No, it’s a messenger from the High King and he’s announcing that a war is breaking out. This would be a little more dramatic if McKiernan hadn’t basically told us as much earlier in the chapter that people are being evacuated from the nearest castle… because of the war. But since the Wobbits are very easily distracted, they’ve apparently forgotten all this.
“Your mission?” called down Patrel.
… Patrel’s not too bright, is he? Uh, there’s a messenger who just told them that war is breaking out. I’m pretty sure that’s his mission – a messenger bringing a message, GET IT?
“Ai! Modru gathers his Horde to fall upon Challerain Keep,” cried the messenger, his horse curvetting, “and I am sent to muster this Land, for all must answer to the call if the Realm is to brave the coming storm.”

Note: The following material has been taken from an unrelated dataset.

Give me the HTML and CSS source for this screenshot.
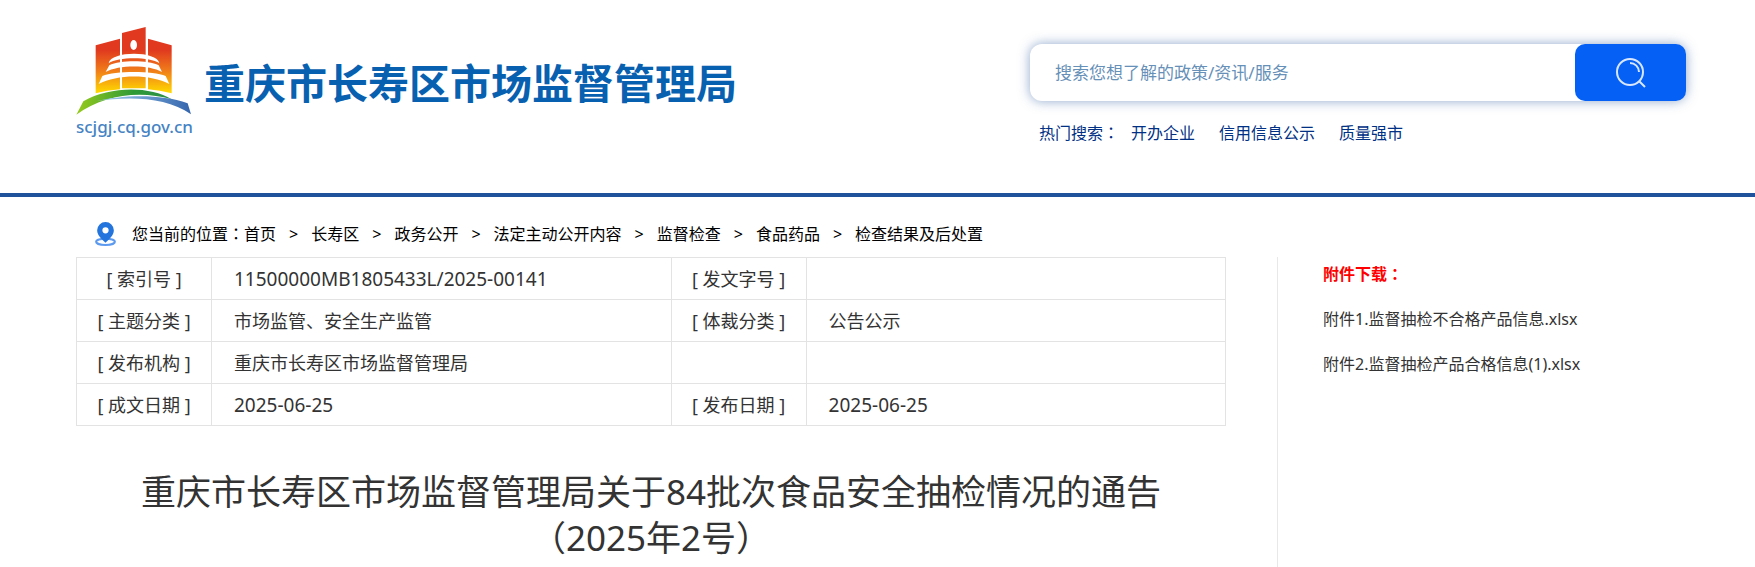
FILE: index.html
```html
<!DOCTYPE html>
<html lang="zh-CN">

<head>
  <meta charset="UTF-8" />
  <meta name="viewport" content="width=device-width, initial-scale=1.0" />
  <title>重庆市长寿区市场监督管理局</title>
  <link rel="stylesheet" href="styles.css">
</head>

<body>
  <!-- Header -->
  <header class="header">
    <a class="brand" href="#">
      <span class="brand-mark">
        <svg class="logo" viewBox="48 45 348 276" aria-hidden="true">
          <defs>
            <linearGradient id="tower" gradientUnits="userSpaceOnUse" x1="0" y1="50" x2="0" y2="250">
              <stop offset="0.35" stop-color="#e0391f" />
              <stop offset="0.65" stop-color="#f07a1a" />
              <stop offset="1" stop-color="#ffdc00" />
            </linearGradient>
            <linearGradient id="hill" x1="0" y1="0" x2="1" y2="0">
              <stop offset="0" stop-color="#97cb1c" />
              <stop offset="0.6" stop-color="#2f9a35" />
              <stop offset="1" stop-color="#2a8f4a" />
            </linearGradient>
            <linearGradient id="river" x1="0" y1="0" x2="1" y2="0">
              <stop offset="0" stop-color="#a5d3ee" />
              <stop offset="1" stop-color="#3465ae" />
            </linearGradient>
          </defs>
          <path fill="url(#tower)" d="M107 106L180 86V238Q140 241 107 250ZM186 69L257 51V235H186ZM264 86L335 106V250Q300 241 264 238Z" />
          <ellipse cx="221" cy="105" rx="10" ry="15" fill="#fff" />
          <g fill="#fff">
            <path d="M146 160C152 122 292 122 298 160C270 140 174 140 146 160Z" />
            <path d="M137 186L148 166C180 150 264 150 296 166L306 186C268 164 176 164 137 186Z" />
            <path d="M116 222L127 198C165 182 279 182 317 198L328 222C272 192 172 192 116 222Z" />
          </g>
          <path fill="url(#hill)" d="M49 314L70 274C150 228 270 228 335 268C240 240 130 254 49 314Z" />
          <path fill="url(#river)" d="M108 274C180 256 300 250 383 280L393 313C320 262 210 258 108 274Z" />
        </svg>
        <span class="domain">scjgj.cq.gov.cn</span>
      </span>
      <span class="brand-name">重庆市长寿区市场监督管理局</span>
    </a>

    <div class="search">
      <form class="search-box">
        <input type="text" class="search-input" aria-label="搜索" placeholder="搜索您想了解的政策/资讯/服务" />
        <button type="button" class="search-btn" aria-label="搜索">
          <svg viewBox="0 0 30 30" aria-hidden="true">
            <circle cx="14" cy="14" r="13" />
            <path d="M14 5a9 9 0 0 1 9 9M23 23l6 6" />
          </svg>
        </button>
      </form>
      <div class="hot">
        <span class="hot-label">热门搜索<span lang="zh-TW">：</span></span>
        <a href="#">开办企业</a>
        <a href="#">信用信息公示</a>
        <a href="#">质量强市</a>
      </div>
    </div>
  </header>

  <!-- Breadcrumb -->
  <nav class="crumbs">
    <svg class="pin" viewBox="0 0 20 23" aria-hidden="true">
      <ellipse cx="10" cy="19" rx="9" ry="3" />
      <path d="M10 0a8 8 0 0 1 8 8c0 5-5 9-8 12c-3-3-8-7-8-12a8 8 0 0 1 8-8zM10 5a3 3 0 0 0 0 6a3 3 0 0 0 0-6z" />
    </svg>
    <span>您当前的位置<span lang="zh-TW">：</span></span>
    <ol>
      <li><a href="#">首页</a></li>
      <li><a href="#">长寿区</a></li>
      <li><a href="#">政务公开</a></li>
      <li><a href="#">法定主动公开内容</a></li>
      <li><a href="#">监督检查</a></li>
      <li><a href="#">食品药品</a></li>
      <li><a href="#">检查结果及后处置</a></li>
    </ol>
  </nav>

  <div class="content">
    <main class="article">
      <table class="info">
        <colgroup>
          <col class="col-label">
          <col class="col-value">
          <col class="col-label">
          <col>
        </colgroup>
        <tr>
          <th>[ 索引号 ]</th>
          <td class="num">11500000MB1805433L/2025-00141</td>
          <th>[ 发文字号 ]</th>
          <td></td>
        </tr>
        <tr>
          <th>[ 主题分类 ]</th>
          <td>市场监管、安全生产监管</td>
          <th>[ 体裁分类 ]</th>
          <td>公告公示</td>
        </tr>
        <tr>
          <th>[ 发布机构 ]</th>
          <td>重庆市长寿区市场监督管理局</td>
          <th></th>
          <td></td>
        </tr>
        <tr>
          <th>[ 成文日期 ]</th>
          <td class="num">2025-06-25</td>
          <th>[ 发布日期 ]</th>
          <td class="num">2025-06-25</td>
        </tr>
      </table>
      <h1>重庆市长寿区市场监督管理局关于84批次食品安全抽检情况的通告<br>（2025年2号）</h1>
    </main>

    <!-- Attachments -->
    <aside class="files">
      <h2>附件下载<span lang="zh-TW">：</span></h2>
      <ul>
        <li><a href="#">附件1.监督抽检不合格产品信息.xlsx</a></li>
        <li><a href="#">附件2.监督抽检产品合格信息(1).xlsx</a></li>
      </ul>
    </aside>
  </div>
</body>

</html>
```
FILE: styles.css
```css
* {
  margin: 0;
  padding: 0;
  box-sizing: border-box;
}

body {
  min-height: 100vh;
  display: flex;
  flex-direction: column;
  background: #fff;
  color: #333;
  font-family: "Noto Sans", "Noto Sans CJK SC", sans-serif;
  font-size: 16px;
}

a {
  color: inherit;
  text-decoration: none;
}

ol,
ul {
  list-style: none;
}

/* Header */
.header {
  display: flex;
  justify-content: space-between;
  align-items: flex-start;
  padding: 25px 69px 48px 76px;
  border-bottom: 4px solid #20529c;
}

.brand {
  display: flex;
  align-items: center;
  gap: 10px;
}

.brand-mark {
  display: flex;
  flex-direction: column;
  width: 118px;
}

.logo {
  width: 116px;
  height: 92px;
}

.domain {
  color: #4583c4;
  font-size: 17px;
  font-weight: 500;
  line-height: 20px;
  white-space: nowrap;
}

.brand-name {
  padding-top: 4px;
  color: #0860b0;
  font-size: 41px;
  font-weight: 700;
  line-height: 60px;
  white-space: nowrap;
}

/* Search */
.search {
  width: 656px;
  padding-top: 19px;
}

.search-box {
  display: flex;
  height: 57px;
  border-radius: 12px;
  background: #fff;
  box-shadow: 0 0 12px rgba(32, 82, 156, 0.5);
}

.search-input {
  flex: 1;
  padding: 0 25px;
  border: none;
  border-radius: 12px;
  outline: none;
  background: transparent;
  font-family: inherit;
  font-size: 17px;
}

.search-input::placeholder {
  color: #6690b8;
}

.search-btn {
  width: 111px;
  border: none;
  border-radius: 10px;
  background: #0561f5;
  cursor: pointer;
}

.search-btn svg {
  width: 30px;
  height: 30px;
  vertical-align: middle;
  fill: none;
  stroke: #d8e6ff;
  stroke-width: 2;
}

.hot {
  display: flex;
  gap: 24px;
  padding: 20px 9px 0;
  color: #003084;
  line-height: 24px;
}

.hot-label {
  margin-right: -12px;
}

/* Breadcrumb */
.crumbs {
  display: flex;
  align-items: center;
  padding: 22px 95px 8px;
  color: #000;
  line-height: 30px;
}

.crumbs ol {
  display: flex;
}

.crumbs li + li::before {
  content: ">";
  margin: 0 13px;
}

.pin {
  width: 21px;
  height: 24px;
  margin-right: 16px;
}

.pin path {
  fill: #2374dd;
  fill-rule: evenodd;
}

.pin ellipse {
  fill: none;
  stroke: #5c9af0;
  stroke-width: 2;
}

/* Content */
.content {
  flex: 1;
  display: grid;
  grid-template-columns: 1150fr 402fr;
  gap: 51px;
  padding: 0 76px;
}

.info {
  width: 100%;
  table-layout: fixed;
  border-collapse: collapse;
  font-size: 18px;
}

.col-label {
  width: 135px;
}

.col-value {
  width: 40%;
}

.info th,
.info td {
  height: 42px;
  border: 1px solid #e3e3e3;
  font-weight: 400;
  line-height: 30px;
}

.info td {
  padding-left: 22px;
  text-align: left;
}

.info .num {
  font-size: 19px;
}

h1 {
  margin-top: 43px;
  font-size: 35px;
  font-weight: 400;
  line-height: 46px;
  text-align: center;
}

/* Attachments */
.files {
  padding-left: 45px;
  border-left: 1px solid #e8e8e8;
}

.files h2 {
  color: #f00;
  font-size: 16px;
  line-height: 34px;
}

.files li {
  margin-top: 11px;
  line-height: 34px;
}
```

I’m still not clear what the politics of this world are. I mean, does the High King just rule this one country or a whole bunch of countries (as the title would suggest)? Does he rule all the races in it, or the humans only? Because we later find out the dwarves and elves have their own kings, and they don’t seem to be subjects of the High King. Are the Warrows his subjects? Are they his allies? Just how is this monarchy set up?
But if he only rules one country and the others don’t have to obey him…. how come he’s called the High King? Does he smoke a lot of pot?
So they let the messenger in, and the guy starts riding into the place. And since apparently “We’re at war, Modru’s about to attack Challerain Keep and we’re all about to be destroyed” isn’t enough information for Patrel, he asks what the news is. Hey idiot, he just TOLD you!